--- Begin ---

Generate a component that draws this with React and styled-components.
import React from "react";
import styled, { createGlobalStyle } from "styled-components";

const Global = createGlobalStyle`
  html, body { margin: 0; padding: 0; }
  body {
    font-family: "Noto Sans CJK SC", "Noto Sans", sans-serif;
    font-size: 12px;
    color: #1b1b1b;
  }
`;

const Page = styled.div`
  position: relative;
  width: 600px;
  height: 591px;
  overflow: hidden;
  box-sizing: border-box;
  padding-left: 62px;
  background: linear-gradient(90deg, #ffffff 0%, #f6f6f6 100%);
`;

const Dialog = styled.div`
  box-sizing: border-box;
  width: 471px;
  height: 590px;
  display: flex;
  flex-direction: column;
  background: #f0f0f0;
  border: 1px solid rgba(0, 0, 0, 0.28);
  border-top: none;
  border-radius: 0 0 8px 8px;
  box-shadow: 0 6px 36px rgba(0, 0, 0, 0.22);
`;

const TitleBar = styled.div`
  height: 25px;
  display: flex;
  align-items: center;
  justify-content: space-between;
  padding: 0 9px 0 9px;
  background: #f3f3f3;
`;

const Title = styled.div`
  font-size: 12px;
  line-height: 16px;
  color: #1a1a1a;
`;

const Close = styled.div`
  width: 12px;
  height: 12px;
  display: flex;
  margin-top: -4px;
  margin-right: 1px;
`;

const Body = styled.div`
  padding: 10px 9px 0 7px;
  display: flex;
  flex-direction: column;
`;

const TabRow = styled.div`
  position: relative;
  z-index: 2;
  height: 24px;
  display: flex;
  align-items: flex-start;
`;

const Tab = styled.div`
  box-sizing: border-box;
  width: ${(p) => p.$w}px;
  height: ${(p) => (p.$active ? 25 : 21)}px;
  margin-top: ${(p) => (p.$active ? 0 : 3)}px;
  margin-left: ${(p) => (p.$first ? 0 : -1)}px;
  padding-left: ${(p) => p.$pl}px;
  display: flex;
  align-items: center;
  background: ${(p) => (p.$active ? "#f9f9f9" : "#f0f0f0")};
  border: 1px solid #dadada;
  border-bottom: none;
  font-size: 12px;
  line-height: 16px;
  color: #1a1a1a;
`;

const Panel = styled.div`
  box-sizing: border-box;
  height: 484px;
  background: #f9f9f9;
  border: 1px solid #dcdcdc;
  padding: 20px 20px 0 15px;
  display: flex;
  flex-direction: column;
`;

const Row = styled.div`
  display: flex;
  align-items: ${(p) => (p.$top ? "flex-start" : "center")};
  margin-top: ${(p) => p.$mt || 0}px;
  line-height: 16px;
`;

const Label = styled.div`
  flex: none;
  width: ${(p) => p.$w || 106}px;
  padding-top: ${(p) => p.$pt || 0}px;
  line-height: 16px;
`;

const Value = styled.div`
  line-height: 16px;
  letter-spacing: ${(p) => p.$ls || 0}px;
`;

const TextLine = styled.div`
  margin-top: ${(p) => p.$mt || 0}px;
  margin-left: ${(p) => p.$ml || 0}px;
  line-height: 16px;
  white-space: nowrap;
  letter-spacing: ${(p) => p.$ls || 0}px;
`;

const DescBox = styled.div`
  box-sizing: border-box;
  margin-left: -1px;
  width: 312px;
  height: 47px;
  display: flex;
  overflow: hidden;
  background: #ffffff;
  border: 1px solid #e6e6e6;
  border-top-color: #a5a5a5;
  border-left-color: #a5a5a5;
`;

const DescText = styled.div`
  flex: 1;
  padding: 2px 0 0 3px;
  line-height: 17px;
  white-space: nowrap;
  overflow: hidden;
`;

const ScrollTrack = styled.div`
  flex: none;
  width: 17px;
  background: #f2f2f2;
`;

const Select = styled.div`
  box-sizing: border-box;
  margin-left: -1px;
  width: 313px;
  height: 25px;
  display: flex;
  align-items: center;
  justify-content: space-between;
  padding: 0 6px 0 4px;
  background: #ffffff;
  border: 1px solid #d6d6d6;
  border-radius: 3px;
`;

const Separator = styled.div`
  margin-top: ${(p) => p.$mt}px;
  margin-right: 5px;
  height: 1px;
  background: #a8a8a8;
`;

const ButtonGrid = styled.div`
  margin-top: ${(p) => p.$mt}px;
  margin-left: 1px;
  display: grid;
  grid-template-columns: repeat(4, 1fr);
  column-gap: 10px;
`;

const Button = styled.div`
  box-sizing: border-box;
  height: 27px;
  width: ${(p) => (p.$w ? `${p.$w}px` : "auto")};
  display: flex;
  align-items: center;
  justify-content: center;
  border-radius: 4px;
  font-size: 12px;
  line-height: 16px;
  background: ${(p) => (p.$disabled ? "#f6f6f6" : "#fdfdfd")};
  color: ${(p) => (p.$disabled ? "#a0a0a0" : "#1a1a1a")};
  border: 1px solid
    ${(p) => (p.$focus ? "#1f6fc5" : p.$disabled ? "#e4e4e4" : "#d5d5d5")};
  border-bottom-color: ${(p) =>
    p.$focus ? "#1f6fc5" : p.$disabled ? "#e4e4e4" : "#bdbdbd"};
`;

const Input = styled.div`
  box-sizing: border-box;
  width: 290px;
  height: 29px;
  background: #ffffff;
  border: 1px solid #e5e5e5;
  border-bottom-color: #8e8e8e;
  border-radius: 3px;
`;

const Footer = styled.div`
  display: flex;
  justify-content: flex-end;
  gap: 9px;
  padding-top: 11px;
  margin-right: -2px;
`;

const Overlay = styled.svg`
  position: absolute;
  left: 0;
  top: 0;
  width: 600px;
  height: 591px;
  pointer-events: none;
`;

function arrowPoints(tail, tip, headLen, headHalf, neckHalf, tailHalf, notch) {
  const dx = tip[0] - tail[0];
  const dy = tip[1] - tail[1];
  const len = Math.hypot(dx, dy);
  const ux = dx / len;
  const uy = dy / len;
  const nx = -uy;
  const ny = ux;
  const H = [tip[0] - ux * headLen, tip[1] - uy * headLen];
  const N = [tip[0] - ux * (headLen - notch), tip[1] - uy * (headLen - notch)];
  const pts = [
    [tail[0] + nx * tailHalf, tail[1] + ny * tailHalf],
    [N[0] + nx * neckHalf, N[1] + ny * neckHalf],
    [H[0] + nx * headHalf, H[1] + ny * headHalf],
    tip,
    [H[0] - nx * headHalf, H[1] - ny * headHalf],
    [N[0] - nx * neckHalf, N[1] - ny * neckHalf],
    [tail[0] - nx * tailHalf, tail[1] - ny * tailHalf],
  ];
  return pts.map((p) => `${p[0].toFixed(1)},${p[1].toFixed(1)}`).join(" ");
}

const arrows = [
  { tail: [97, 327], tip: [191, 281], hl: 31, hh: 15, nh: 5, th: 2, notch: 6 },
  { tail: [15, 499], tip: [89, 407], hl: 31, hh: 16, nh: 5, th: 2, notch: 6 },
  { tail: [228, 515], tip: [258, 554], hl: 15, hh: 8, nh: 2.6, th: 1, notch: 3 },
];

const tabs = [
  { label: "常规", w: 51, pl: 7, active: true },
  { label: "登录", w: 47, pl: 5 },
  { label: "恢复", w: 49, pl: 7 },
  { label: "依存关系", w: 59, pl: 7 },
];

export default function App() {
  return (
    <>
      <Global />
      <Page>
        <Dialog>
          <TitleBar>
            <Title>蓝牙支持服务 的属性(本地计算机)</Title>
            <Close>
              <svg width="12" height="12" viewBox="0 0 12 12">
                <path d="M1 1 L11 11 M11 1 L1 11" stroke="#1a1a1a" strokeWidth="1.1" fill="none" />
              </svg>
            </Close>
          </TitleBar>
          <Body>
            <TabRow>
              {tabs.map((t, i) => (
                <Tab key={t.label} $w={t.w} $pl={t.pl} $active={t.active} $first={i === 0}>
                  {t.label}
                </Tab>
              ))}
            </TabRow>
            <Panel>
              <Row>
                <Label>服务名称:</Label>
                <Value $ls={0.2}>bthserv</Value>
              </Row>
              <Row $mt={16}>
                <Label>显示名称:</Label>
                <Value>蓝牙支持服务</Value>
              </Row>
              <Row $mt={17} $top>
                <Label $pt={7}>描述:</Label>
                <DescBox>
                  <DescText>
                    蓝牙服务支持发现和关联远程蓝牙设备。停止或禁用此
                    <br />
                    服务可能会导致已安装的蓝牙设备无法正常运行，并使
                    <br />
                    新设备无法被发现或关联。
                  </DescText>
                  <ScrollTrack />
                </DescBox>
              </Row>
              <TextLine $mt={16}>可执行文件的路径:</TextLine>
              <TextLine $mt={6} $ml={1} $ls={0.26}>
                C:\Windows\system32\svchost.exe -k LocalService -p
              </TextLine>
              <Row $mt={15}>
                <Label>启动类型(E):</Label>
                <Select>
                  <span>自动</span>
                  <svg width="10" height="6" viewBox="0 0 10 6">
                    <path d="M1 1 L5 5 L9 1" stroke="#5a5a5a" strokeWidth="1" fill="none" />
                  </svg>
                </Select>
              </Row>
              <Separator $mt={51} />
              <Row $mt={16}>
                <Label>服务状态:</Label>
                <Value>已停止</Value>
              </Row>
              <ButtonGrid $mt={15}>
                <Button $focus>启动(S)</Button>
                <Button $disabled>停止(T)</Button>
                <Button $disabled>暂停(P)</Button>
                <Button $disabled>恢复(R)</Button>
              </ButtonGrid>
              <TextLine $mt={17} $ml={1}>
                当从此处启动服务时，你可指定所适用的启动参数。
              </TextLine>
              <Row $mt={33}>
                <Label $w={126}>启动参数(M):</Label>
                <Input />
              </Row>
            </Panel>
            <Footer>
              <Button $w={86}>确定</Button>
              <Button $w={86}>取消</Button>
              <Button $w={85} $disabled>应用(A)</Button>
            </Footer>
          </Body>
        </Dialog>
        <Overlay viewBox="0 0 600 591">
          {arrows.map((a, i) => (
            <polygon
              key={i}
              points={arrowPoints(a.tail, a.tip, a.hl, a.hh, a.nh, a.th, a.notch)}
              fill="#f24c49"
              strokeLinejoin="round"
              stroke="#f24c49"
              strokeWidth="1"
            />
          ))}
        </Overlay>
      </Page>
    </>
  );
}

--- End ---
--- Begin ---

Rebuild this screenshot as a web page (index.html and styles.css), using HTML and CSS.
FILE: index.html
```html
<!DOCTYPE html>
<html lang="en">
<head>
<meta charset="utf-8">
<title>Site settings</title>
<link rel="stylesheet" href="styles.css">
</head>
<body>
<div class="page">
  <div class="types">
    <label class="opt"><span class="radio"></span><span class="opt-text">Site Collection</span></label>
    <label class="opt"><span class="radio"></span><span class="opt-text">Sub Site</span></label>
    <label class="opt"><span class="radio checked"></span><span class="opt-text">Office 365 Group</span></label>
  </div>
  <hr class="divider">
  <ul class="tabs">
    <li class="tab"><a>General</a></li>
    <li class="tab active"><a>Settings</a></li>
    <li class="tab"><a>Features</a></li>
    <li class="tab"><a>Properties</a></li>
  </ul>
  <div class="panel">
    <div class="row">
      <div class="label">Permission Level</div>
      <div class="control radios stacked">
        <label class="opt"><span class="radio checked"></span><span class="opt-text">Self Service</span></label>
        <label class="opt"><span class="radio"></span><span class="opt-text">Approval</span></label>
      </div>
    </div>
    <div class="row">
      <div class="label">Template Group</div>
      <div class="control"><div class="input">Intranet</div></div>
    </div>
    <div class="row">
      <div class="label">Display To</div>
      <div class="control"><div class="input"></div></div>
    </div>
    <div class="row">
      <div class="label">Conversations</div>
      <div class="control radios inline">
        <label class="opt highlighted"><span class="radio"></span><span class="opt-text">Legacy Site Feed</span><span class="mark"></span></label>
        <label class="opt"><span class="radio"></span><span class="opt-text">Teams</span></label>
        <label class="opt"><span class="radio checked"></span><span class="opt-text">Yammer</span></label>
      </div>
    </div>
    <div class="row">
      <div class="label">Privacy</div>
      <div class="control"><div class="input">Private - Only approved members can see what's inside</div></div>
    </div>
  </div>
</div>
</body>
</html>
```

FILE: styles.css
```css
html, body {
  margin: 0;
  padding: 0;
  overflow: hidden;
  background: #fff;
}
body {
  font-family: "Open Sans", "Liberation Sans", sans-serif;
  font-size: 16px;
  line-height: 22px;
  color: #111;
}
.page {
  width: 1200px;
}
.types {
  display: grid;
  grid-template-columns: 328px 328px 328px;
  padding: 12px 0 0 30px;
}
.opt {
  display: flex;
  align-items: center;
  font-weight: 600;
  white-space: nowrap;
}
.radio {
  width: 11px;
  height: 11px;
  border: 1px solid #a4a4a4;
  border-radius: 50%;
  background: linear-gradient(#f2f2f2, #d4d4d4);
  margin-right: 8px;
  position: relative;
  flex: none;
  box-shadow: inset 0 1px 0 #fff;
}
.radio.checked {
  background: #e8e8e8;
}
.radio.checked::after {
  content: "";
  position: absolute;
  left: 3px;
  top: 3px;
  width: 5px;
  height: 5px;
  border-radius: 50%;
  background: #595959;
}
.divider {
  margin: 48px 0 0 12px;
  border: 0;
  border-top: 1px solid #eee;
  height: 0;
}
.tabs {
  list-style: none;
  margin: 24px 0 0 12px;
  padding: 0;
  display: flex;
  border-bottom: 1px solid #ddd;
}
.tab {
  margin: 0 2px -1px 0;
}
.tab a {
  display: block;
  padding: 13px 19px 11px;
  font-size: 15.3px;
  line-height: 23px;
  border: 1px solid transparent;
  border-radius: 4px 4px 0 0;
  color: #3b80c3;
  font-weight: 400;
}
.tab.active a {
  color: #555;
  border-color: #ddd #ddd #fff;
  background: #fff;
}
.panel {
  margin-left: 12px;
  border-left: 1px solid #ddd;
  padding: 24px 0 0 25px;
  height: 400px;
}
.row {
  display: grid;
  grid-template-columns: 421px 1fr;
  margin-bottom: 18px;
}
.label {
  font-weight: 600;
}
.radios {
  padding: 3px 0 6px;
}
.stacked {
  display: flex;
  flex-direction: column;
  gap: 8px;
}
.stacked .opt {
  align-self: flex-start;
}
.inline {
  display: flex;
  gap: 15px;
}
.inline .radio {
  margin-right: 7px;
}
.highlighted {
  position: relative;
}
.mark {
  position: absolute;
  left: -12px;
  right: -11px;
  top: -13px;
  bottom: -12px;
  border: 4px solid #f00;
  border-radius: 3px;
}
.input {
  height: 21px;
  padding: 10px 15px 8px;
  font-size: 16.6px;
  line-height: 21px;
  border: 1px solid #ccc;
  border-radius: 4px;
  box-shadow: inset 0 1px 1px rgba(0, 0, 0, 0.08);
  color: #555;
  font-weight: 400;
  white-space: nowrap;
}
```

--- End ---

### Required task
From the entries above, copy out every line where the string "styles" appears.

### Completed exercise
Rebuild this screenshot as a web page (index.html and styles.css), using HTML and CSS.
<link rel="stylesheet" href="styles.css">
FILE: styles.css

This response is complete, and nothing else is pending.